EXERCISE DESCRIPTION ::
Extract each line bearing the word "index".
======
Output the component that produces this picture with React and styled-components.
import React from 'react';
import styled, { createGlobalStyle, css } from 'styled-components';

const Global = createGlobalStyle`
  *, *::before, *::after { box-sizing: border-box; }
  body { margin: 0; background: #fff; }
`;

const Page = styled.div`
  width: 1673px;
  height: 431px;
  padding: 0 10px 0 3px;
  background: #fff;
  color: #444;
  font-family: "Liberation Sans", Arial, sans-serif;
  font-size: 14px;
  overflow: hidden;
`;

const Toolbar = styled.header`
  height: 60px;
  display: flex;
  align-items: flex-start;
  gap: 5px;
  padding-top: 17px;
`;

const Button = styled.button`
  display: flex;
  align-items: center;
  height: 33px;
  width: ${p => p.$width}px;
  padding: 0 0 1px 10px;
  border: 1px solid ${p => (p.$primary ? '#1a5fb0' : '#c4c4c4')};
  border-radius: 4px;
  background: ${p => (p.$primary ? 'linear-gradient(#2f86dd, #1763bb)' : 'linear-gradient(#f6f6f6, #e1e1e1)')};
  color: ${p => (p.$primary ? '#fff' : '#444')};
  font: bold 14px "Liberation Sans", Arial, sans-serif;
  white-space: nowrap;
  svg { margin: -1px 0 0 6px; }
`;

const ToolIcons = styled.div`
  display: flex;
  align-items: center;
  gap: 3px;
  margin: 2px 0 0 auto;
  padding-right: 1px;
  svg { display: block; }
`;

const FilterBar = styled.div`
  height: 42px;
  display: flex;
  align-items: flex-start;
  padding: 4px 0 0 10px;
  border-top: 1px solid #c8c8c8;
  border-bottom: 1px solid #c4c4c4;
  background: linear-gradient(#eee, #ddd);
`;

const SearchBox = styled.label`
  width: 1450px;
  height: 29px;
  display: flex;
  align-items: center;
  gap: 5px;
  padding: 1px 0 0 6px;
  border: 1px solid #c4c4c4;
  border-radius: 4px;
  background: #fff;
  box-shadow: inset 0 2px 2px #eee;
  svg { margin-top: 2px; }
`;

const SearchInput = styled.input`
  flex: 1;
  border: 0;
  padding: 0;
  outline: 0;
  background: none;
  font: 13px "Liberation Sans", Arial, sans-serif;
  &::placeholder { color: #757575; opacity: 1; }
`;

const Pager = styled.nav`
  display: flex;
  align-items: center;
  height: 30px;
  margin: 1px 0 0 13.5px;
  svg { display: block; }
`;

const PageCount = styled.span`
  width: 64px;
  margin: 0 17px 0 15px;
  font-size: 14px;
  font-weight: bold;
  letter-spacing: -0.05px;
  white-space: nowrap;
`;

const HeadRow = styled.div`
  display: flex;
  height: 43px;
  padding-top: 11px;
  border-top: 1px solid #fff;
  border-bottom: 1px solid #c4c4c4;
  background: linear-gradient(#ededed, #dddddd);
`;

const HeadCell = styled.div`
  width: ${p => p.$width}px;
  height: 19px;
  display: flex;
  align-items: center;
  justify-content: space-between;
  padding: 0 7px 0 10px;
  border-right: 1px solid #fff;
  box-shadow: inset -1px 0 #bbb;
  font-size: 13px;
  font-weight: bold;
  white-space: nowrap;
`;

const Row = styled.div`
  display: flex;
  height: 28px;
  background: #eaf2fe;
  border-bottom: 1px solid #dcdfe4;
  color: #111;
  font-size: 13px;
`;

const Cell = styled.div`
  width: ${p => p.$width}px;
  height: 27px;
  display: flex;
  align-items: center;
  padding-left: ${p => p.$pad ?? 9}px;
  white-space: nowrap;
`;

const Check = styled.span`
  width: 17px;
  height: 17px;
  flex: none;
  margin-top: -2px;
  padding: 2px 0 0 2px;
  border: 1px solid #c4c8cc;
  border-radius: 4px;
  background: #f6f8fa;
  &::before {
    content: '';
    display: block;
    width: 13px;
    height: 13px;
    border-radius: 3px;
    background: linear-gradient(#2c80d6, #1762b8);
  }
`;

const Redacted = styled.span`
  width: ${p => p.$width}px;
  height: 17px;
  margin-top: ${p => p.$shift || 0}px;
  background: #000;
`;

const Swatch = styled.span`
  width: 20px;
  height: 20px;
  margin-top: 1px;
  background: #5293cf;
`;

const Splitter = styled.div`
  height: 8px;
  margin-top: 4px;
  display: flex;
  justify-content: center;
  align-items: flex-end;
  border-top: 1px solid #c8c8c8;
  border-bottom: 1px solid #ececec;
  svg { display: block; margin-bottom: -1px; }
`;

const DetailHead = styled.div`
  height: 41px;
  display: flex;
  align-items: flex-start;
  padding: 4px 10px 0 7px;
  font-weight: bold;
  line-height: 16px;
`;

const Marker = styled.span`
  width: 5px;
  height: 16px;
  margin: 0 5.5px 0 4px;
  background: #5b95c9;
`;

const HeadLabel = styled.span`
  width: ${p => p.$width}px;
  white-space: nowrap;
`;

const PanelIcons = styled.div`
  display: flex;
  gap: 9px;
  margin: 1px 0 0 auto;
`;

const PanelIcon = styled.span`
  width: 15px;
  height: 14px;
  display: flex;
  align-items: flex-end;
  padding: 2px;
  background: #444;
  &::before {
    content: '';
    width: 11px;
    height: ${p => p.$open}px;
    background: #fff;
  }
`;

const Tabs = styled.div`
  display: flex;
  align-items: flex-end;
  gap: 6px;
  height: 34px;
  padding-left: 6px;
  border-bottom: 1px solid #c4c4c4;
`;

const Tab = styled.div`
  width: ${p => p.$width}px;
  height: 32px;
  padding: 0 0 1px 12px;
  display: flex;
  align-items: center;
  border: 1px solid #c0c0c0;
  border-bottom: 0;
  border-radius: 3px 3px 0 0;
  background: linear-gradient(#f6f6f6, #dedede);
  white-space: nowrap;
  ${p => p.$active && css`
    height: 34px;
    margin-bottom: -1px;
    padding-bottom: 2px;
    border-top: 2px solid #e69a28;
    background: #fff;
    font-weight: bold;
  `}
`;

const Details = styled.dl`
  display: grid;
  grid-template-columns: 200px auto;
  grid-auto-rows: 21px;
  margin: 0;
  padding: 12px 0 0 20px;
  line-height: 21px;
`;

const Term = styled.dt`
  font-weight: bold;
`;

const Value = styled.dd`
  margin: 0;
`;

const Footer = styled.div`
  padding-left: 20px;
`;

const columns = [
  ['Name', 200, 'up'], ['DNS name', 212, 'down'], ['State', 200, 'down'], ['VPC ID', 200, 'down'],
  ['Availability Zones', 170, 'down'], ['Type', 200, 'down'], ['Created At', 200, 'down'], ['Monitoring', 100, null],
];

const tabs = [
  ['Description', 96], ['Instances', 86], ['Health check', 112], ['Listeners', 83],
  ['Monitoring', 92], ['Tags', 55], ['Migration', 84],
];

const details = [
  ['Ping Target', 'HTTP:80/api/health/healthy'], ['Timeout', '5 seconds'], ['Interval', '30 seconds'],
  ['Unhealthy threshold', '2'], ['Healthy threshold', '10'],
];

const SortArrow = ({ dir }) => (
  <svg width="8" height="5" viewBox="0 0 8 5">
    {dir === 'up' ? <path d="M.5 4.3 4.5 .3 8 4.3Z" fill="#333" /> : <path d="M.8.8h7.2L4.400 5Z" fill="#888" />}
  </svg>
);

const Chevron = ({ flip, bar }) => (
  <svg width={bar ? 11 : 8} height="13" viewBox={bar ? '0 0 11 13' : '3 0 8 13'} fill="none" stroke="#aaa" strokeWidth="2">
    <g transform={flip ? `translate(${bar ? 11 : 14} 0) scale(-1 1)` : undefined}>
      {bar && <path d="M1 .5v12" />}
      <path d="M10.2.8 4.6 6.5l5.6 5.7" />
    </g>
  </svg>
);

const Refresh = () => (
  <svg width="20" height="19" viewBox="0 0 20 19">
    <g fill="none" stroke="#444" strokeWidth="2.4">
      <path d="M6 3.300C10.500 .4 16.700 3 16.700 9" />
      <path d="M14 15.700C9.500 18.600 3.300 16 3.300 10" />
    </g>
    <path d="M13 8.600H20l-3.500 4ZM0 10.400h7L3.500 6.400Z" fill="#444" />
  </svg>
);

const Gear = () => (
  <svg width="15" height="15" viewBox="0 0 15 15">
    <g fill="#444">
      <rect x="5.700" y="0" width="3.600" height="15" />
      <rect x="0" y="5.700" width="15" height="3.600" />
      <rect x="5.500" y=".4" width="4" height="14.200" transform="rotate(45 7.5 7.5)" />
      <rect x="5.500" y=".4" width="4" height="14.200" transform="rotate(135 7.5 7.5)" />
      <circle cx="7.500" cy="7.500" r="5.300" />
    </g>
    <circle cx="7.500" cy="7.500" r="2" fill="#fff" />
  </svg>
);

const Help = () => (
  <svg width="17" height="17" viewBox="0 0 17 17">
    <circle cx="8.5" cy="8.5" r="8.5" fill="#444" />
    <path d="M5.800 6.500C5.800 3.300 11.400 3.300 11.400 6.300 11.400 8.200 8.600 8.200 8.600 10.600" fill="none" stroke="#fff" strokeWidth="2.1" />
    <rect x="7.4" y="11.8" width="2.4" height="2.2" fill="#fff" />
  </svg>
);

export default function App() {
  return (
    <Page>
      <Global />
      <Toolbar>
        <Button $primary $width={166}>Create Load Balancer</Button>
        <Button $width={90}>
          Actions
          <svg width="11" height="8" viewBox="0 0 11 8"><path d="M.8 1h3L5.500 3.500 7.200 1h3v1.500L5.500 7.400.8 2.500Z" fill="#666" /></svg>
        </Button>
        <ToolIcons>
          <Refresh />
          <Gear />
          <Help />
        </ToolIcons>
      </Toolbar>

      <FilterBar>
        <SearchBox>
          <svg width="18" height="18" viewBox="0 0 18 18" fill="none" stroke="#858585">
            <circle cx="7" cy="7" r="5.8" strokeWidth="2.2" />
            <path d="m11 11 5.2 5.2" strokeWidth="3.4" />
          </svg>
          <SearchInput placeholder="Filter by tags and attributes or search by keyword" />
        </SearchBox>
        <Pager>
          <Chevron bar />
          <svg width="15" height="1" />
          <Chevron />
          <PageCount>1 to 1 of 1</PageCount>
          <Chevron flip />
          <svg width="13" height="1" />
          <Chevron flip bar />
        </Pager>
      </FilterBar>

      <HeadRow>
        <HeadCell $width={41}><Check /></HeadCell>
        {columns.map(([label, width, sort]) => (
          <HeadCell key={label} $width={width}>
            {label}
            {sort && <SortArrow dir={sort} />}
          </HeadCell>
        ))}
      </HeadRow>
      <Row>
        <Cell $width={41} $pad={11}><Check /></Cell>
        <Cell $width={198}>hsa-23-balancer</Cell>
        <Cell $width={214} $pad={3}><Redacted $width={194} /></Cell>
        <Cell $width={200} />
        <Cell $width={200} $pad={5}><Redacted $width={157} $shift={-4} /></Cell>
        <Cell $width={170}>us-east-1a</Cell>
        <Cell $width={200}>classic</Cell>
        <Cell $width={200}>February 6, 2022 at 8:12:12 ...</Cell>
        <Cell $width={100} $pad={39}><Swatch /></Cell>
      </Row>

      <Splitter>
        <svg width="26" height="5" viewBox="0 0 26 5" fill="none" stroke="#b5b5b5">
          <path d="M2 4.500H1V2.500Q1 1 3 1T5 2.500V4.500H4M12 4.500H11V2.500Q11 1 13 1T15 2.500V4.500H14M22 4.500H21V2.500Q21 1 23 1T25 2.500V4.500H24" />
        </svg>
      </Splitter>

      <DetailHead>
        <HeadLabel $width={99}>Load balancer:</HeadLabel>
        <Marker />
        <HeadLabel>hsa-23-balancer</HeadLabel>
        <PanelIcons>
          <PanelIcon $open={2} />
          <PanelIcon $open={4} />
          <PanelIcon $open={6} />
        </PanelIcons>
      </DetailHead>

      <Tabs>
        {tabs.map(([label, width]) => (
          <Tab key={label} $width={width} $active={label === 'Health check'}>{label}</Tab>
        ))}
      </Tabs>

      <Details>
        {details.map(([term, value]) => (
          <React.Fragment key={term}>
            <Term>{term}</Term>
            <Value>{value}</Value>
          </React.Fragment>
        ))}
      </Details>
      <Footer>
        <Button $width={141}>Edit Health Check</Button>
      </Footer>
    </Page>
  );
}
======
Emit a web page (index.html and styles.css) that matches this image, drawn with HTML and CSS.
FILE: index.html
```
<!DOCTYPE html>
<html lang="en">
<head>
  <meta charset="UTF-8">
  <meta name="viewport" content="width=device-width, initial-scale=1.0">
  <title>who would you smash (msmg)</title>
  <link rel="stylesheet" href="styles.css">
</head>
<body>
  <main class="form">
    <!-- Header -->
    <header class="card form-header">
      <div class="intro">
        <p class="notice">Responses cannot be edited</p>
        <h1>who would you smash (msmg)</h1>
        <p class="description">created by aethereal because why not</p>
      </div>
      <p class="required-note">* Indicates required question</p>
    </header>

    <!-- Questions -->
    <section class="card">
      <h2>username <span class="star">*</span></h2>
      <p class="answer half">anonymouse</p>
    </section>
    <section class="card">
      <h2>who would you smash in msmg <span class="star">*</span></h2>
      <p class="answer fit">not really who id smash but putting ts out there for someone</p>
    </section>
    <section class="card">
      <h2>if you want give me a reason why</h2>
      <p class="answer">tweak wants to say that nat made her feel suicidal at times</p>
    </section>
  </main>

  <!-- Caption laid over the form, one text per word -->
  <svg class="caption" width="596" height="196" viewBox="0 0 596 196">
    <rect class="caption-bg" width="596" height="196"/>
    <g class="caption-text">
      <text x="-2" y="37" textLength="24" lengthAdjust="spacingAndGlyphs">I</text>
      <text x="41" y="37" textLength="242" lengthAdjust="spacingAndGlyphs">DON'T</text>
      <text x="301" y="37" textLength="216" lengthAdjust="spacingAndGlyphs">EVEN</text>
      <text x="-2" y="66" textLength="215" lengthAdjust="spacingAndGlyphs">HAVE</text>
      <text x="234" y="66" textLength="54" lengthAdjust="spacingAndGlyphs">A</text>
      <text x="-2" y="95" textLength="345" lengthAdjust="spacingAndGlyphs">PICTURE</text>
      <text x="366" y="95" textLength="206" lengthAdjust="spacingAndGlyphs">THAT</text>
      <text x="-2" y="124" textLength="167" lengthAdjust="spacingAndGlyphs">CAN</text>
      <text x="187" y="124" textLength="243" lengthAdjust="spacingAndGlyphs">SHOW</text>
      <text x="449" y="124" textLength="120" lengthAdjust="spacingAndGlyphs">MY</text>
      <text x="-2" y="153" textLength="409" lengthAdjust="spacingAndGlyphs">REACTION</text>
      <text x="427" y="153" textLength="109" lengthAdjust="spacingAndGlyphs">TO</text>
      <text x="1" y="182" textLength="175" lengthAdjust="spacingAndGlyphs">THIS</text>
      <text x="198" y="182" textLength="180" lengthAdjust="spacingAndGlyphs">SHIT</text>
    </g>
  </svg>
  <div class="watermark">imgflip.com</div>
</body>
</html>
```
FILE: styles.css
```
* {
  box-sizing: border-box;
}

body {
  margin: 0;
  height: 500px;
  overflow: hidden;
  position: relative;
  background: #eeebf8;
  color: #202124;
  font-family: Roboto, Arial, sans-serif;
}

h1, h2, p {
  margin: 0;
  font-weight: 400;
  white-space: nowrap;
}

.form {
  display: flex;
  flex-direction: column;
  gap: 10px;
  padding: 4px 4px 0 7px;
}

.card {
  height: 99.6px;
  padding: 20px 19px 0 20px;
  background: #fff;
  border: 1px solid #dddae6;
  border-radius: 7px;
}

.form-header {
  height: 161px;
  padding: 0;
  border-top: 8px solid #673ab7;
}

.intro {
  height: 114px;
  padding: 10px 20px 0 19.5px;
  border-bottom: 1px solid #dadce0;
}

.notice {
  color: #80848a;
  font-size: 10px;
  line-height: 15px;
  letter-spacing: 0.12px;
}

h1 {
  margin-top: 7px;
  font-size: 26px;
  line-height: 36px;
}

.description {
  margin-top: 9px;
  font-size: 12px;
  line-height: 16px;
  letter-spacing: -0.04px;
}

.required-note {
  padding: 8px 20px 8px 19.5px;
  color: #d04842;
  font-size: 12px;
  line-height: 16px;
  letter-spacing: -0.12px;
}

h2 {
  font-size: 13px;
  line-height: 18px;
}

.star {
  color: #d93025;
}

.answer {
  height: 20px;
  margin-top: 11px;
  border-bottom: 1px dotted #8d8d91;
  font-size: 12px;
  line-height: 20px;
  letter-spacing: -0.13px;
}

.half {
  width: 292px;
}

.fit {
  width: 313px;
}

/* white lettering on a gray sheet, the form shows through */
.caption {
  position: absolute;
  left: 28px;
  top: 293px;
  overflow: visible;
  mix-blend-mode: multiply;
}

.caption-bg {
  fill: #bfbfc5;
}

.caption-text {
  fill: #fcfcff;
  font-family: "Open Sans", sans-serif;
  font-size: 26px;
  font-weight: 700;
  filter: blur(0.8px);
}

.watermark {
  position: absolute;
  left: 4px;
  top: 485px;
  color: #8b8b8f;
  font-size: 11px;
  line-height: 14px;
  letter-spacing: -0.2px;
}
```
======
EXERCISE RESPONSE ::
Emit a web page (index.html and styles.css) that matches this image, drawn with HTML and CSS.
FILE: index.html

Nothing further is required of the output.